Tectonic PlateEdit
Plate tectonics is the unifying framework for understanding the dynamic exterior of the planet. The theory posits that the outer shell of the Earth, the lithosphere, is divided into a handful of large and numerous smaller slabs that move relative to one another over the partially molten layer beneath, the asthenosphere. These movements drive the creation and destruction of continents and ocean basins, shape mountain belts, and generate the majority of earthquakes and volcanic activity. The concept brings together observations from coastlines, fossils, rock types, and the magnetic record of the ocean floor into a coherent picture of a restless planet.

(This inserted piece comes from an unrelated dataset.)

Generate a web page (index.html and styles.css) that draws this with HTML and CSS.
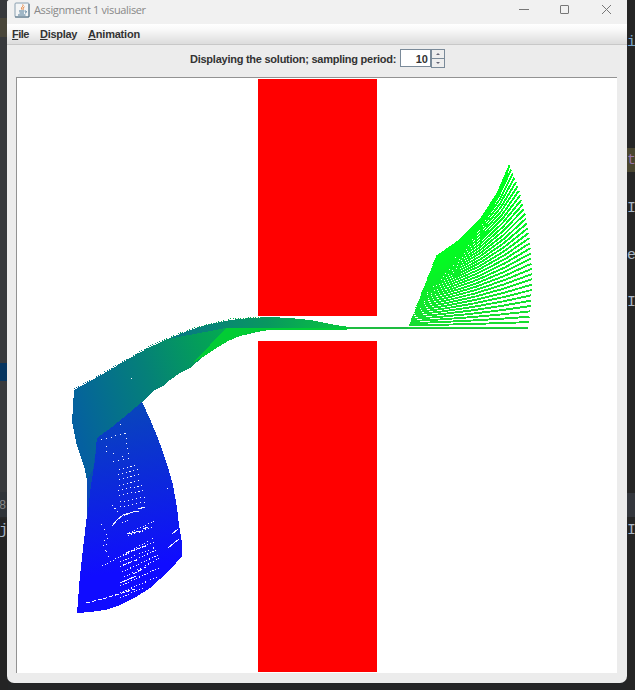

The idea that large sections of the Earth’s surface move was developed over the 20th century, culminating in the modern theory of plate tectonics. It builds on earlier notions of continental drift and the evidence gathered from marine geology, geophysics, and geochemistry. Today, plate tectonics provides the backbone for explaining a wide range of geological phenomena, and it informs mining, energy exploration, and natural hazard assessment. In short, it is how scientists understand why the Earth looks the way it does today and how it changes over time.
Structure of the Lithosphere and Plates
- The lithosphere comprises the crust and the rigid outer portion of the mantle. It is broken into a series of discrete tectonic plates that ride atop the softer asthenosphere.
- There are oceanic plates, which are thinner and denser, and continental plates, which are thicker and less dense. The interactions between these plates create diverse geological settings.
- Plate boundaries are the sites of most geologic activity. They come in three broad types: divergent boundaries where plates move apart, convergent boundaries where they move toward each other, and transform boundaries where they slide past one another.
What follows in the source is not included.